As root every command works fine.
I cheched all the user settings , right with other servers and I could not find any error and other settings.

The oslevel is 5300-10-01-0921.

Any idea to check?

Can you paste the exact terminal output that you see?

Hi,
Yes , for example?

[root@fihelor03:/root/]#su - test
[test@fihelor03:/home/test]$ps
Killed

Just a guess: could it be that the user is missing access to the shared libraries somehow?

I hope this helps.

bakunin

What do you mean under shared libraries.
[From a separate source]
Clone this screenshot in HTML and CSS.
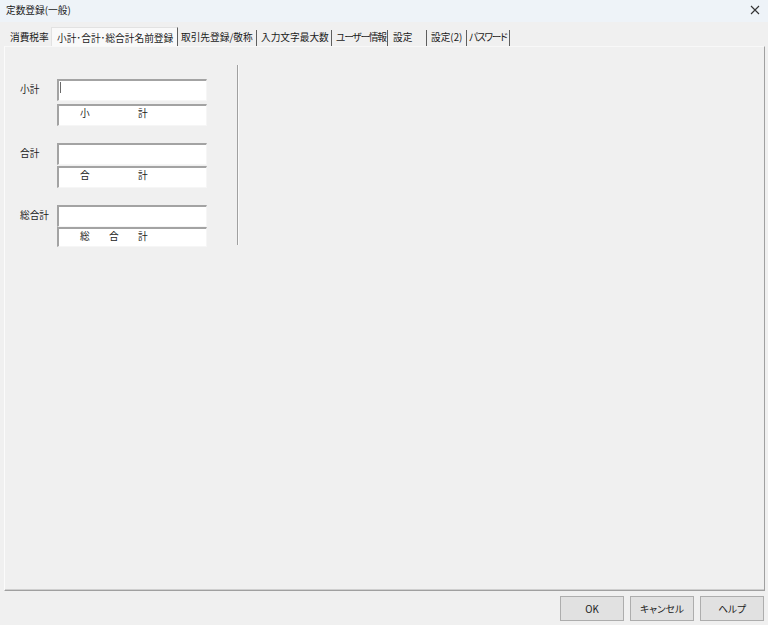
FILE: index.html
```html
<!DOCTYPE html>
<html lang="ja">
<head>
<meta charset="utf-8">
<title>定数登録(一般)</title>
<link rel="stylesheet" href="styles.css">
</head>
<body>
<div class="window">
  <div class="titlebar">
    <span class="title">定数登録(一般)</span>
    <svg class="close" width="10" height="10" viewBox="0 0 10 10"><path d="M1 1 L9 9 M9 1 L1 9" stroke="#333" stroke-width="1.1" fill="none"/></svg>
  </div>
  <div class="tabs">
    <div class="tab t1 nosep">消費税率</div>
    <div class="tab t2 active">小計･合計･総合計名前登録</div>
    <div class="tab t3">取引先登録/敬称</div>
    <div class="tab t4">入力文字最大数</div>
    <div class="tab t5 kana">ユーザー情報</div>
    <div class="tab t6">設定</div>
    <div class="tab t7">設定(2)</div>
    <div class="tab t8 kana">パスワード</div>
  </div>
  <div class="panel">
    <div class="content">
      <div class="groups">
        <div class="group g1">
          <div class="label">小計</div>
          <div class="boxes">
            <div class="box input"><span class="caret"></span></div>
            <div class="box caption">小　　　　　計</div>
          </div>
        </div>
        <div class="group g2">
          <div class="label">合計</div>
          <div class="boxes">
            <div class="box input"></div>
            <div class="box caption">合　　　　　計</div>
          </div>
        </div>
        <div class="group g3">
          <div class="label">総合計</div>
          <div class="boxes">
            <div class="box input"></div>
            <div class="box caption short">総　　合　　計</div>
          </div>
        </div>
      </div>
      <div class="vline"></div>
    </div>
  </div>
  <div class="buttons">
    <button class="btn">OK</button>
    <button class="btn">キャンセル</button>
    <button class="btn">ヘルプ</button>
  </div>
</div>
</body>
</html>
```
FILE: styles.css
```css
* { box-sizing: border-box; }
html, body { margin: 0; padding: 0; }
body {
  width: 768px;
  height: 625px;
  background: #f0f0f0;
  font-family: "Noto Sans CJK JP", "Noto Sans", sans-serif;
  font-size: 9.7px;
  color: #1a1a1a;
  font-feature-settings: "palt";
  overflow: hidden;
}
.window { width: 768px; height: 625px; display: flex; flex-direction: column; }

.titlebar {
  height: 22px;
  background: #eef3f8;
  display: flex;
  align-items: center;
  justify-content: space-between;
  padding: 0 8px 2px 6px;
}
.title { line-height: 14px; }
.close { display: block; }

.tabs {
  height: 24px;
  display: flex;
  align-items: flex-end;
  padding-left: 5px;
}
.tab {
  flex-shrink: 0;
  height: 16px;
  line-height: 15px;
  padding-left: 4px;
  border-right: 1px solid #5e5e5e;
  white-space: nowrap;
}
.tab.kana { letter-spacing: -1.2px; }
.tab.nosep { border-right: none; padding-left: 5px; }
.tab.active {
  height: 19px;
  padding-top: 3px;
  padding-left: 5px;
  background: #f9f9f9;
  border-left: 1px solid #e2e2e2;
  border-top: 1px solid #e2e2e2;
}
.t1 { width: 46px; }
.t2 { width: 127px; }
.t3 { width: 79px; padding-left: 3px; }
.t4 { width: 75px; }
.t5 { width: 56px; }
.t6 { width: 39px; padding-left: 5px; }
.t7 { width: 40px; }
.t8 { width: 43px; padding-left: 2px; }

.panel {
  margin-left: 4px;
  width: 761px;
  height: 545px;
  border-top: 1px solid #f8f8f8;
  border-left: 1px solid #fbfbfb;
  border-right: 1px solid #a0a0a0;
  border-bottom: 1px solid #a0a0a0;
  box-shadow: inset 0 -1px 0 #cfcfcf;
  padding: 18px 0 0 15px;
}
.content { display: flex; align-items: flex-start; }
.groups { padding-top: 14px; display: flex; flex-direction: column; gap: 17px; }
.group { display: flex; align-items: flex-start; }
.label { width: 37px; padding-top: 3px; line-height: 14px; }
.boxes { display: flex; flex-direction: column; width: 150px; }
.g1 .boxes { gap: 3px; }
.g2 .boxes { gap: 1px; }
.g3 .boxes { gap: 0; }

.box {
  height: 22px;
  background: #fff;
  border-top: 2px solid #a3a3a3;
  border-left: 2px solid #a3a3a3;
  border-right: 1px solid #f6f6f6;
  border-bottom: 1px solid #f6f6f6;
}
.box.short { height: 20px; }
.input { padding: 1px 0 0 1px; }
.caret { display: inline-block; width: 1px; height: 11px; background: #6a6a6a; vertical-align: top; }
.caption {
  padding-left: 21px;
  line-height: 14px;
  white-space: pre;
  font-feature-settings: normal;
}

.vline {
  width: 2px;
  height: 180px;
  margin-left: 30px;
  border-left: 1px solid #a0a0a0;
  border-right: 1px solid #fafafa;
}

.buttons {
  display: flex;
  justify-content: flex-end;
  gap: 6px;
  margin-top: 5px;
  padding-right: 4px;
}
.btn {
  width: 64px;
  height: 25px;
  background: #e1e1e1;
  border: 1px solid #adadad;
  font-family: inherit;
  font-size: 9.7px;
  font-feature-settings: "palt";
  color: #1a1a1a;
  padding: 0;
  margin: 0;
  line-height: 14px;
}
```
Exactly which?

On an AIX 5.3 system /usr/bin/ps uses libc.a, libwlm.a and libaacct.a.

Try comparing all ulimit values for root and the user.

I got the same problem on AIX 6.1.
The problem appears after two or three days of workload.
The ulimit of the users is the same as root.
Any clues?

check the error log. errpt. you may have rootvg corruption or something really whacky going on.

Try running a trace (with truss) on it and see if this gives any clues:

$ truss ps

Sorry, but when the problem occurs, truss is killed also.
No errors in errpt or suspect of rootvg corruption.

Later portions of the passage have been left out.